Question

The surface density (mass/area) of a circular disc of radius a depends on the distance from the center as ρ(r) = A+Br, Find its moment of inertia about the line perpendicular to the plane of the disc through its center.

Answer 1

Given in the question -
Assume, Radius = r
Width = dr
The surface density depends upon the distance from the center.
$\rho (r) = A+Br$

Now, Area of the ring = $2\pi r.dr$
Mass = $(A+Br)*2\pi r.dr$

Hence Moment of inertia of ring.
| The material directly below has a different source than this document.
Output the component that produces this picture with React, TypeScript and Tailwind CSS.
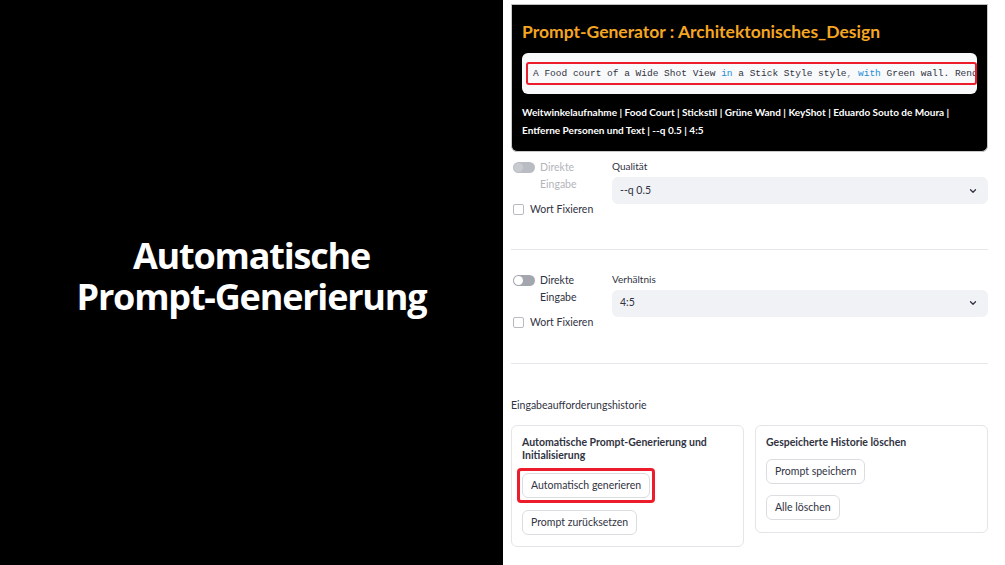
import React from 'react'

const sans = "font-['Lato','Noto_Sans',sans-serif]"

function Toggle({ disabled }: { disabled?: boolean }) {
  return (
    <span
      className={`relative shrink-0 inline-block mt-[3px] w-[22px] h-[11px] rounded-full ${disabled ? 'bg-[#b9bcc2]' : 'bg-[#a3a6ad]'}`}
    >
      <span
        className={`absolute left-[1px] top-[1px] w-[9px] h-[9px] rounded-full ${disabled ? 'bg-[#c8cbd0]' : 'bg-white'}`}
      />
    </span>
  )
}

function Chevron() {
  return (
    <svg width="10" height="10" viewBox="0 0 24 24" fill="none" stroke="#31333f" strokeWidth="3" strokeLinecap="round" strokeLinejoin="round">
      <path d="M6 9l6 6 6-6" />
    </svg>
  )
}

function OptionRow({ label, value, disabled }: { label: string; value: string; disabled?: boolean }) {
  const tone = disabled ? 'text-[#b3b5bb]' : 'text-[#31333f]'
  return (
    <div className="flex">
      <div className="w-[101px] shrink-0 pl-[2px]">
        <div className="flex items-start gap-[5px]">
          <Toggle disabled={disabled} />
          <div className={`text-[10.5px] leading-[17px] ${tone}`}>
            Direkte
            <br />
            Eingabe
          </div>
        </div>
        <label className="flex items-center gap-[6px] mt-[9px] text-[10.5px] text-[#31333f]">
          <span className="inline-block w-[11px] h-[11px] rounded-[2px] border border-[#b8bac0] bg-white" />
          Wort Fixieren
        </label>
      </div>
      <div className="flex-1 min-w-0">
        <div className="text-[10px] leading-[14px] text-[#31333f]">{label}</div>
        <div className="mt-[4px] h-[27px] rounded-[6px] bg-[#f0f2f6] flex items-center justify-between pl-[8px] pr-[10px] text-[10.5px] text-[#31333f]">
          <span>{value}</span>
          <Chevron />
        </div>
      </div>
    </div>
  )
}

function Button({ children, ring }: { children: React.ReactNode; ring?: boolean }) {
  const btn = (
    <span className="inline-flex items-center h-[25px] px-[8px] rounded-[6px] border border-[#dcdde1] bg-white text-[10.5px] text-[#31333f]">
      {children}
    </span>
  )
  if (!ring) return btn
  return <span className="inline-flex p-[2px] -m-[5px] border-[3px] border-[#ec1c2c] rounded-[4px]">{btn}</span>
}

export default function App() {
  return (
    <div className="w-[1005px] h-[565px] flex bg-white overflow-hidden">
      {/* slide title */}
      <div className="w-[503px] shrink-0 bg-black flex items-center justify-center pb-[14px]">
        <h1 className="text-white text-center font-['Open_Sans',sans-serif] font-bold text-[36px] leading-[41px] tracking-[-1.2px]">
          Automatische
          <br />
          Prompt-Generierung
        </h1>
      </div>

      {/* app panel */}
      <div className={`flex-1 min-w-0 pl-[8px] pr-[17px] ${sans}`}>
        <div className="mt-[4px] bg-black border border-[#c9c9c9] border-t-[#bdbdbd] rounded-b-[6px] px-[10px] pt-[16px] pb-[12px]">
          <h2 className="text-[#f5a623] font-bold text-[17.5px] leading-[22px]">
            Prompt-Generator : Architektonisches_Design
          </h2>
          <div className="mt-[10px] h-[41px] rounded-[6px] bg-[#f8f9fb] flex items-center pl-[4px] overflow-hidden">
            <div className="w-full min-w-0 h-[23px] border-[2px] border-[#ec1c2c] rounded-[3px] pl-[5px] overflow-hidden whitespace-pre font-['Liberation_Mono',monospace] text-[9.5px] leading-[19px] text-[#31333f]">
              {'A Food court of a Wide Shot View '}
              <span className="text-[#1a8ed8]">in</span>
              {' a Stick Style style'}
              <span className="text-[#8a8c92]">,</span>
              {' '}
              <span className="text-[#1a8ed8]">with</span>
              {' Green wall. Rendered with KeyShot'}
            </div>
          </div>
          <p className="mt-[9px] text-white text-[10px] leading-[18px] font-bold">
            Weitwinkelaufnahme | Food Court | Stickstil | Grüne Wand | KeyShot | Eduardo Souto de Moura |
            <br />
            Entferne Personen und Text | --q 0.5 | 4:5
          </p>
        </div>

        <div className="mt-[7px]">
          <OptionRow label="Qualität" value="--q 0.5" disabled />
        </div>
        <div className="mt-[31px] h-px bg-[#e6e7ea]" />
        <div className="mt-[22px]">
          <OptionRow label="Verhältnis" value="4:5" />
        </div>
        <div className="mt-[32px] h-px bg-[#e6e7ea]" />

        <div className="mt-[34px] text-[10.5px] text-[#31333f]">Eingabeaufforderungshistorie</div>

        <div className="mt-[12px] grid grid-cols-2 gap-[11px] items-start">
          <div className="border border-[#e4e5e8] rounded-[6px] px-[10px] pt-[10px] pb-[11px]">
            <div className="text-[10.5px] leading-[13px] font-bold text-[#31333f]">
              Automatische Prompt-Generierung und Initialisierung
            </div>
            <div className="mt-[11px] flex flex-col items-start gap-[12px]">
              <Button ring>Automatisch generieren</Button>
              <Button>Prompt zurücksetzen</Button>
            </div>
          </div>
          <div className="border border-[#e4e5e8] rounded-[6px] px-[10px] pt-[10px] pb-[12px]">
            <div className="text-[10.5px] leading-[13px] font-bold text-[#31333f]">
              Gespeicherte Historie löschen
            </div>
            <div className="mt-[10px] flex flex-col items-start gap-[11px]">
              <Button>Prompt speichern</Button>
              <Button>Alle löschen</Button>
            </div>
          </div>
        </div>
      </div>
    </div>
  )
}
Perpendicular axis from the center,
$=(A+Br)*2\pi r.dr * r^2$
$= (2\pi r^3A+2\pi r^4B).dr$

Now moment of inertia(disc) Integrating.
$= \int\limits(2\pi r^3A+2\pi r^4B).dr$

{Taking Limit at r =0 to r = a}
$[2\pi r^4A/4+2\pi r^5B/5]$,
Applying the limit, we get
$\boxed{2\pi{Aa^4/4+Ba^5/5}}$


Hope it helps

Answer 2

I = ∫ r² dm

A ring of thickness dr has mass

dm = ρ(r) * 2πr * dr, so

I = ∫ r² * ρ(r) * 2πr * dr = 2π ∫ r³ * (A + Br) * dr → from 0 to a

I = 2π * (Aa^4/4 + Ba^5/5) = 2π(5A + 4Ba)*a^4 / 20

I = π(5A + 4Ba)*a^4 / 10 ◄

which might be expressed other ways.

Is this plausible? Well, if the disk had constant density, then B = 0

and density = A = mass / area = M / πa².

Plugging this (and B = 0) into my expression for I gives

I = π(5*M / πa²)*a^4 / 10 = ½Ma²